-- Dataset rows --
+---+
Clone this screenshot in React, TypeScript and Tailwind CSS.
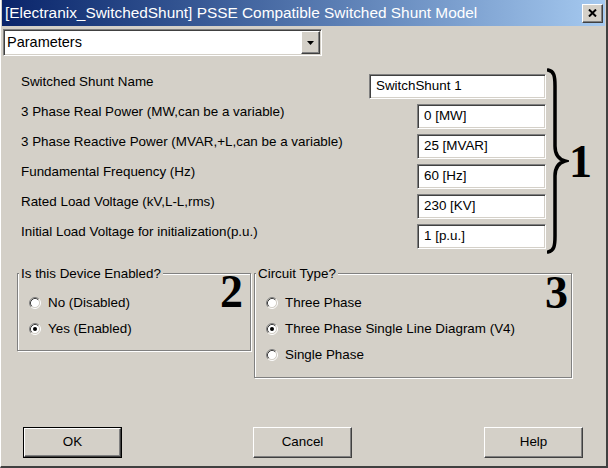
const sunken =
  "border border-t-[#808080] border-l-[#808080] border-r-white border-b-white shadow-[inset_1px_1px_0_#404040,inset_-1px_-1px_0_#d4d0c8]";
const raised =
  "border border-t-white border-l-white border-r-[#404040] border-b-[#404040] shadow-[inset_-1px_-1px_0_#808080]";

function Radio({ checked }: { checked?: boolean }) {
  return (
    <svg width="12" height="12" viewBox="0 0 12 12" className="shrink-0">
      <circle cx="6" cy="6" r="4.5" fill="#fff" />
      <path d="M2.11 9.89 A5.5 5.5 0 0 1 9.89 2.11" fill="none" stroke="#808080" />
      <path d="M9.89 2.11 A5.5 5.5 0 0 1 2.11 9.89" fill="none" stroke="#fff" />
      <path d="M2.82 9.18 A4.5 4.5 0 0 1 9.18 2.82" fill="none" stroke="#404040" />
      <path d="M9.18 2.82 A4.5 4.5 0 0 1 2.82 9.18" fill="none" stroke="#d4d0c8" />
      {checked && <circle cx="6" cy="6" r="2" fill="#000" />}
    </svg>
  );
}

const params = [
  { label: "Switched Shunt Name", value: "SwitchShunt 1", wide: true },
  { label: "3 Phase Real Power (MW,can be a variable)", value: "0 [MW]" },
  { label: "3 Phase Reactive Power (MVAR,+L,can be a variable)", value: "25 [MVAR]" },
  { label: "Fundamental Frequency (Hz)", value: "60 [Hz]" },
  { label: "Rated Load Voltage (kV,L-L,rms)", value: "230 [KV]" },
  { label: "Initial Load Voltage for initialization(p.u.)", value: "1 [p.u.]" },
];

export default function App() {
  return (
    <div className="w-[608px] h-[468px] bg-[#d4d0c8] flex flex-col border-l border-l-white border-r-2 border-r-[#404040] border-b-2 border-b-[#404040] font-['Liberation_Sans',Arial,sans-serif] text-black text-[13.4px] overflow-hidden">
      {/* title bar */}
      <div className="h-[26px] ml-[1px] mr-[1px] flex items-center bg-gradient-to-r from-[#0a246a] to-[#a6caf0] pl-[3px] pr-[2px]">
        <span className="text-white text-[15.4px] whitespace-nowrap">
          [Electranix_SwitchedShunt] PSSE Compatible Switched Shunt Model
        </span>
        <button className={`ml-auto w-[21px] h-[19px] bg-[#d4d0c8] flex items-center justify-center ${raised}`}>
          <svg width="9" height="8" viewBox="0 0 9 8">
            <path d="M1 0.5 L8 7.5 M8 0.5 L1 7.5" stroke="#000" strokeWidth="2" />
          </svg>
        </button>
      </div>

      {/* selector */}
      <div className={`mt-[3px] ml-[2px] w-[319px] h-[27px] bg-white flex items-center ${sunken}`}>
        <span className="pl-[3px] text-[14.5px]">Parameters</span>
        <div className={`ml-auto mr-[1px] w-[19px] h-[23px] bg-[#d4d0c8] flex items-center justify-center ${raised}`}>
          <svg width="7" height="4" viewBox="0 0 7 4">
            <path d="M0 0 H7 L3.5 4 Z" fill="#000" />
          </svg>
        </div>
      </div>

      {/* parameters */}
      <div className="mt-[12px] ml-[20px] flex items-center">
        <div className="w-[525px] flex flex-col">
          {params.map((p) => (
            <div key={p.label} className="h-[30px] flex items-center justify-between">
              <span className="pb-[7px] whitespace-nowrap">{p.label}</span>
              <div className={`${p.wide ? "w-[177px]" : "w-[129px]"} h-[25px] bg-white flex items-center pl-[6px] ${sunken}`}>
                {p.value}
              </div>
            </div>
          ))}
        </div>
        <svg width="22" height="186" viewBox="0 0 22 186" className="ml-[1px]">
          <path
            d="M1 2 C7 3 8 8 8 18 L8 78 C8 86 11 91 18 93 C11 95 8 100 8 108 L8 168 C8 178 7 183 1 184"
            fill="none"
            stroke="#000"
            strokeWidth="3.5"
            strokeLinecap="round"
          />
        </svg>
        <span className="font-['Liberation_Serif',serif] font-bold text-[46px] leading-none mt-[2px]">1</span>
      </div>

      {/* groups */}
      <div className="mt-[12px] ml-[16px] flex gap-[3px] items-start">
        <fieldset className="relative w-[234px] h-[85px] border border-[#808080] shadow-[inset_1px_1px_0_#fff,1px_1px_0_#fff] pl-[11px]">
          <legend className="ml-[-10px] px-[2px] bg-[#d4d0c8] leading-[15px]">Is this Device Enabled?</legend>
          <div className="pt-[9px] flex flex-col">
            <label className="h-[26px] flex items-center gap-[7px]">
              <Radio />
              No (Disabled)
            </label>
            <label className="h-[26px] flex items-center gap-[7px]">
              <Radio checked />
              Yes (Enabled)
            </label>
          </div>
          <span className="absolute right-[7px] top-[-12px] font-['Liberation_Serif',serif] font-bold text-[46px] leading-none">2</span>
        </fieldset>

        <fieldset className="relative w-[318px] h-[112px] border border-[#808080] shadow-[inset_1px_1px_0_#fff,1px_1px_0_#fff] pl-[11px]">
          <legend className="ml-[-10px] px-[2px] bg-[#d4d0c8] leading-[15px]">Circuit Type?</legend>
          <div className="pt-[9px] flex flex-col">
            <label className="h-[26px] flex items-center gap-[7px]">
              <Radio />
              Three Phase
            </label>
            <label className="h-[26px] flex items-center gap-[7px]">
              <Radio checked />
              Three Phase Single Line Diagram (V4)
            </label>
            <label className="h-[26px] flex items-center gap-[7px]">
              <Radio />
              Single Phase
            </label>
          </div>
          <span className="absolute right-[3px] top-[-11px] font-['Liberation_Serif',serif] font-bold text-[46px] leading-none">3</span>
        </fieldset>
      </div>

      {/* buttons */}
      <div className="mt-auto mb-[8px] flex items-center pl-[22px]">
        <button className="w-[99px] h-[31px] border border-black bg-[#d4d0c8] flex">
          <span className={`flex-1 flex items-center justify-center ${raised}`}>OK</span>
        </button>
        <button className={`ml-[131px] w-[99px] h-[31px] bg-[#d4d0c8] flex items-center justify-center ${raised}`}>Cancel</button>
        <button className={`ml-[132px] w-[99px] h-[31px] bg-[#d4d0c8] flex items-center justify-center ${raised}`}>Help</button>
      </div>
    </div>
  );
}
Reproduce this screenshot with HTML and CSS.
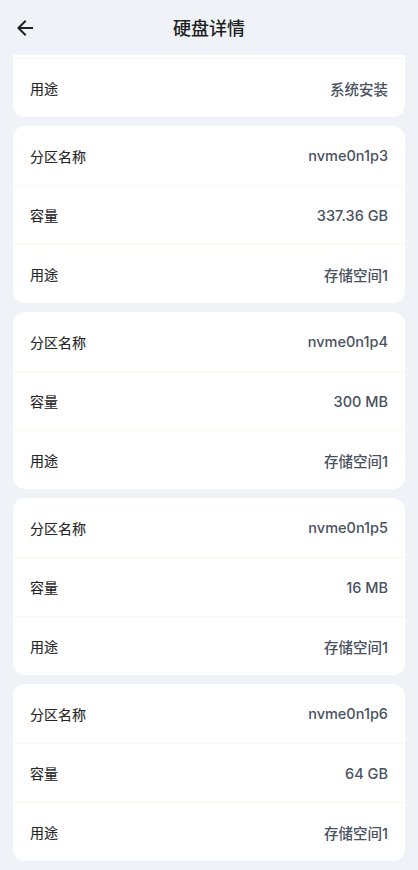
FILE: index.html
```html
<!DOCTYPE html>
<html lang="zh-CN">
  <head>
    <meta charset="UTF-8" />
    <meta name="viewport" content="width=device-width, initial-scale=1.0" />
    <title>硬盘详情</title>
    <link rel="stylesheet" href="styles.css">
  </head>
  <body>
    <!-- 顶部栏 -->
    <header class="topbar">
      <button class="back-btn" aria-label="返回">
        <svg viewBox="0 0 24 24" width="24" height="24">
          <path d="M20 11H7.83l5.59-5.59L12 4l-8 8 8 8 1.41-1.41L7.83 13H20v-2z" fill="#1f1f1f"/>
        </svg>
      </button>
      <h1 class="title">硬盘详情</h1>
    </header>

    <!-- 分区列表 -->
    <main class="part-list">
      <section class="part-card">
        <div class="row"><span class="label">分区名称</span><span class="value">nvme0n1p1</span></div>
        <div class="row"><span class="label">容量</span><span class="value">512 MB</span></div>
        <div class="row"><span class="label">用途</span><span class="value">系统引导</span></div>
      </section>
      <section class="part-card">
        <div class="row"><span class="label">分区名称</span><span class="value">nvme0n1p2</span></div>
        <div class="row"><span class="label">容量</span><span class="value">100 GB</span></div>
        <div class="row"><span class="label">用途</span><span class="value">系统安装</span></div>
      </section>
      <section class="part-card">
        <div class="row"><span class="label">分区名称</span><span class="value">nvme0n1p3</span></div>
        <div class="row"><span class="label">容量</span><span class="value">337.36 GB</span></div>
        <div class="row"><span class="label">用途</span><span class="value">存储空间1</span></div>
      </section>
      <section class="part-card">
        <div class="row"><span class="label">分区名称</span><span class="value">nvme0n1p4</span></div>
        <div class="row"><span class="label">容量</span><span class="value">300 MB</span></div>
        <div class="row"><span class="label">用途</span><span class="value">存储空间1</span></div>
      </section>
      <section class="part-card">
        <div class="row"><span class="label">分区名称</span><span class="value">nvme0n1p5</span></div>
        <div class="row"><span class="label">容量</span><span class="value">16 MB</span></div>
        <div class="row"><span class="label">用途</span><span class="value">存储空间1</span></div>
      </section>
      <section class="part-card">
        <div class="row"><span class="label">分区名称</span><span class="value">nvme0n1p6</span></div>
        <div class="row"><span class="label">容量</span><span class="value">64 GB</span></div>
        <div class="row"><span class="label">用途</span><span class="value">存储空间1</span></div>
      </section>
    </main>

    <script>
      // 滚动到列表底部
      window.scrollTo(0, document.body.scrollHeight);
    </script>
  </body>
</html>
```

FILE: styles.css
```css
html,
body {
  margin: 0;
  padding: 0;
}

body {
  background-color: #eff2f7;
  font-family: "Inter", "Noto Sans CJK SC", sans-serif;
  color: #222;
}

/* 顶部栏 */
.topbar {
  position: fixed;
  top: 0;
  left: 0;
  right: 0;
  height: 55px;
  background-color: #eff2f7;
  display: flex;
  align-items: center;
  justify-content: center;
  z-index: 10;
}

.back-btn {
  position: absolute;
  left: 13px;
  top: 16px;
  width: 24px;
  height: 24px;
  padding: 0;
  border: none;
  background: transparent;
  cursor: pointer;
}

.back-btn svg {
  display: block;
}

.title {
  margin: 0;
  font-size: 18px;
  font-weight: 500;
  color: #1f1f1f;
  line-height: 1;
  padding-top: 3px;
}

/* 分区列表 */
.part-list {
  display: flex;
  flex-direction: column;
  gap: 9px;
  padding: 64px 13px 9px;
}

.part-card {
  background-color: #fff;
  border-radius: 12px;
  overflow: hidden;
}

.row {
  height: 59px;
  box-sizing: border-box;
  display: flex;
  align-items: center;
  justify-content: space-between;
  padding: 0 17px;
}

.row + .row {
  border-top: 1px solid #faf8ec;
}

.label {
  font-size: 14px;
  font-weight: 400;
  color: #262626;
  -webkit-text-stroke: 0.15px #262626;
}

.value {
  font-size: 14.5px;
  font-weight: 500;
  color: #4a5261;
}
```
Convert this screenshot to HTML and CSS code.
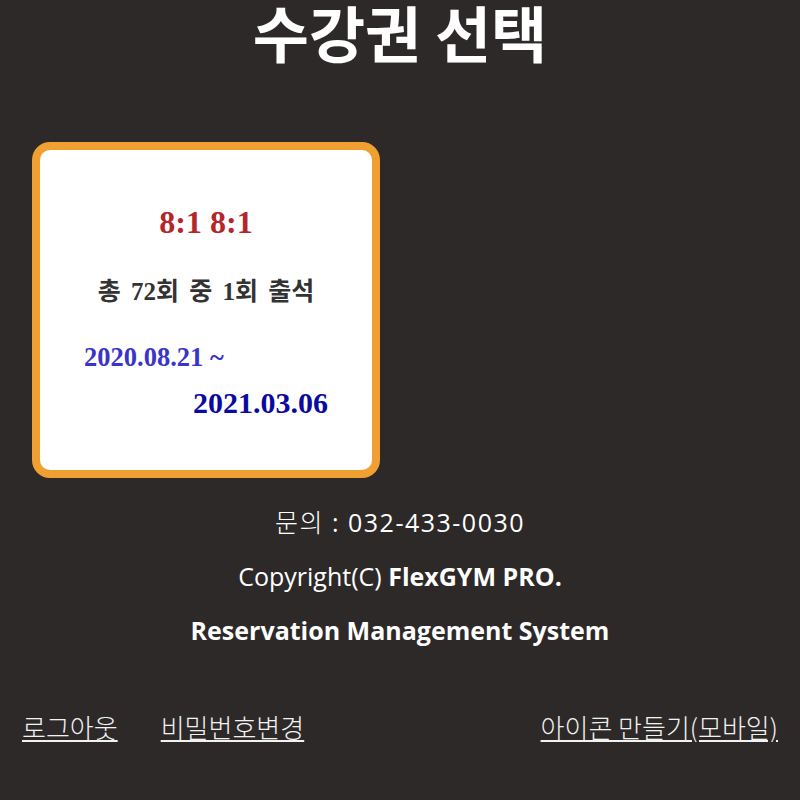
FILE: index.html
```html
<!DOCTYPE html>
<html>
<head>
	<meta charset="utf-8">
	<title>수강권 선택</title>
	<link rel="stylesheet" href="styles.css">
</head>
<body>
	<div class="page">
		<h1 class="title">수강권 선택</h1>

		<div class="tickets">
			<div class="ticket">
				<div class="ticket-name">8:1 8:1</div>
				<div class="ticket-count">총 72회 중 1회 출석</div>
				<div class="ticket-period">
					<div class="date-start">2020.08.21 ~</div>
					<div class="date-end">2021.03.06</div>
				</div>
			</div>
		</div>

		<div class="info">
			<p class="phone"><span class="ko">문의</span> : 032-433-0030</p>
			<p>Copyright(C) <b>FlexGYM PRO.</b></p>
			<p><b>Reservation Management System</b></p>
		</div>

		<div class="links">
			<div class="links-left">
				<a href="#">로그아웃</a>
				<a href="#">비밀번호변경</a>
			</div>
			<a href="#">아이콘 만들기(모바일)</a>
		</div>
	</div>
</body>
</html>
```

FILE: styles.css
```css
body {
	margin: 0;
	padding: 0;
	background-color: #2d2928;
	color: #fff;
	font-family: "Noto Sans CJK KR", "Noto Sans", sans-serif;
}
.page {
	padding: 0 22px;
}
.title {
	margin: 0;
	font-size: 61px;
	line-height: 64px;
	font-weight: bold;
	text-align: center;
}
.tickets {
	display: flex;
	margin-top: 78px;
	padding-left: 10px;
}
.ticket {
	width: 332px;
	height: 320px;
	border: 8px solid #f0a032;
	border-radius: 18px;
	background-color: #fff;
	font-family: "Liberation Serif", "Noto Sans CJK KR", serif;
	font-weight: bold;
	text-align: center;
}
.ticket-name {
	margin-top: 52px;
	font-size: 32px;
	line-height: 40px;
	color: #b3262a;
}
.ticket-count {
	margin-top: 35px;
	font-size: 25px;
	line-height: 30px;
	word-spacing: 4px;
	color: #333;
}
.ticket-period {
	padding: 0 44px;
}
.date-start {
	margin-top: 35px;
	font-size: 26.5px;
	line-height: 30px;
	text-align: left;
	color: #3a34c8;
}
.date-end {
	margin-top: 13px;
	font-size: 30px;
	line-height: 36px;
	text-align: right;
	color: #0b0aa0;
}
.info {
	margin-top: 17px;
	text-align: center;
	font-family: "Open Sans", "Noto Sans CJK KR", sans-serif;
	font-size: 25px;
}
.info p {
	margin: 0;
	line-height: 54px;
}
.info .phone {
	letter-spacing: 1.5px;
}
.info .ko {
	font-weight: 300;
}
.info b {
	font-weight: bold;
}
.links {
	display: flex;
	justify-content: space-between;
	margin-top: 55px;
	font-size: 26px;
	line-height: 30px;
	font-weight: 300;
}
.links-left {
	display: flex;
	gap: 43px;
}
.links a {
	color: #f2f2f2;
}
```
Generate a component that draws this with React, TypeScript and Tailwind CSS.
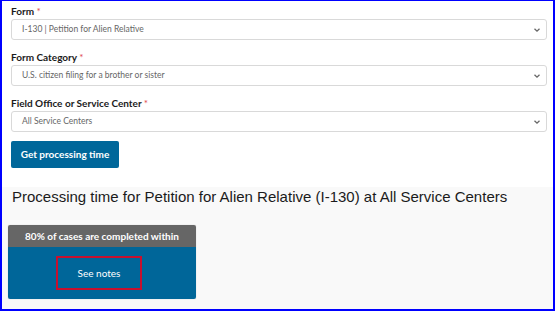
+---+
-- Exercise description --
From the first line of the material down to the line containing "border-t-white border-l-white border-r-[#404040]", inclusive, return each line exactly, skipping any picture.

-- Full response --
Clone this screenshot in React, TypeScript and Tailwind CSS.
const sunken =
  "border border-t-[#808080] border-l-[#808080] border-r-white border-b-white shadow-[inset_1px_1px_0_#404040,inset_-1px_-1px_0_#d4d0c8]";
const raised =
  "border border-t-white border-l-white border-r-[#404040] border-b-[#404040] shadow-[inset_-1px_-1px_0_#808080]";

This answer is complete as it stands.